Density is a planning policy issue, land tax wont create smaller plots unless policy is changed along with it.
One of the recent developments 5 mins from me, on a brownfield site, has terraces of properties that have no garden at all. They back on to each other. There is no need for rear access to the property as there is no rear garden. So effectively what you have is two rows of terraced houses joined to each other.

Instead of
x_;;_x
x_;;_x
x_;;_x

where x is a house, ;; is an access lane to the rear of the property, and _ is a garden. What they've built here is

xx
xx
xx

And either side of the houses is a public road. Don't even have garages. Parking on street only.

We all said when they were built, "who wants to live in a concrete jungle like this?
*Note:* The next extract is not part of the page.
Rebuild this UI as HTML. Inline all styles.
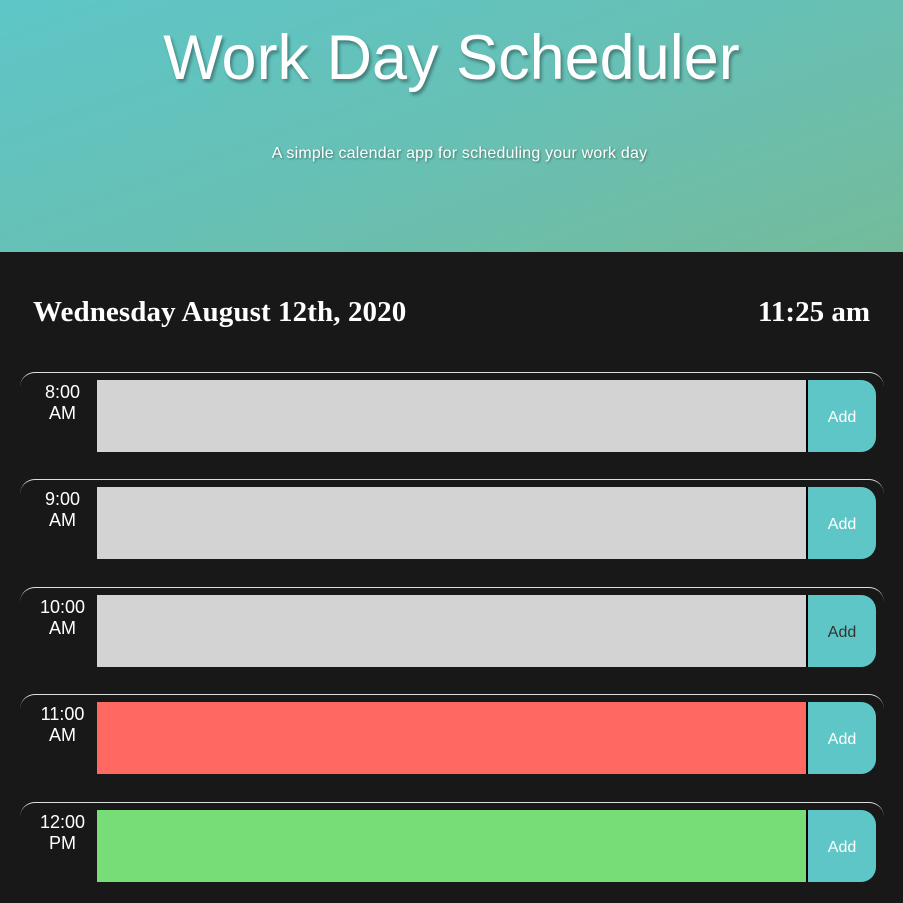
<!DOCTYPE html>
<html><head><style>
*{margin:0;padding:0;box-sizing:border-box}
body{width:903px;height:903px;overflow:hidden;background:#181818;font-family:"Liberation Sans",sans-serif}
header{height:252px;background:linear-gradient(160deg,#5ec6c7 0%,#67c0b5 50%,#74bb9b 100%);text-align:center;color:#fff;position:relative}
h1{position:absolute;top:22px;left:0;right:0;font-weight:300;font-size:63px;letter-spacing:0;text-shadow:2px 3px 3px rgba(0,0,0,.35)}
.sub{position:absolute;top:145px;left:16px;right:0;font-size:16px;letter-spacing:0.2px;text-shadow:1px 1px 2px rgba(0,0,0,.4)}
.date{position:absolute;top:296px;left:33px;color:#fff;font-family:"Liberation Serif",serif;font-size:29px;font-weight:bold;letter-spacing:0.1px}
.time{position:absolute;top:296px;right:33px;color:#fff;font-family:"Liberation Serif",serif;font-size:29px;font-weight:bold}
.row{position:absolute;left:20px;width:864px;height:90px;border-top:1px solid #ddd;border-radius:15px 15px 0 0}
.hr{position:absolute;left:4px;width:77px;top:9px;text-align:center;color:#fff;font-size:18px;line-height:21px}
.ta{position:absolute;left:77px;top:7px;width:709px;height:72px;background:#d3d3d3}
.btn{position:absolute;left:786px;top:7px;width:70px;height:72px;padding-top:3px;background:#5ec6c7;border-left:2px solid #000;border-radius:0 15px 15px 0;color:#fff;font-size:16px;display:flex;align-items:center;justify-content:center}
</style></head><body>
<header><h1>Work Day Scheduler</h1><div class="sub">A simple calendar app for scheduling your work day</div></header>
<div class="date">Wednesday August 12th, 2020</div><div class="time">11:25 am</div>
<div class="row" style="top:372px"><div class="hr">8:00<br>AM</div><div class="ta"></div><div class="btn">Add</div></div>
<div class="row" style="top:479px"><div class="hr">9:00<br>AM</div><div class="ta"></div><div class="btn">Add</div></div>
<div class="row" style="top:587px"><div class="hr">10:00<br>AM</div><div class="ta"></div><div class="btn" style="color:#333">Add</div></div>
<div class="row" style="top:694px"><div class="hr">11:00<br>AM</div><div class="ta" style="background:#ff6961"></div><div class="btn">Add</div></div>
<div class="row" style="top:802px"><div class="hr">12:00<br>PM</div><div class="ta" style="background:#77dd77"></div><div class="btn">Add</div></div>
</body></html>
No front garden, no rear garden, no space for kids to play, all the houses backed on to each other..."

But I bet the developer made a killing :p
 
This ^^ May is really my only option - Corbyn and gangs personal baggage around the IRA mean I couldn't vote for him - ever

You believe that because that is what the press is telling you to believe. Look into his "personal baggage" around the IRA and it amounts to nothing. He's a pacifist so thinks that bombing each other isn't the answer. He maintains he had no contact with the IRA but met with Sinn Fein which it transpires was exactly what the government at the time was also doing, they just did it in secret.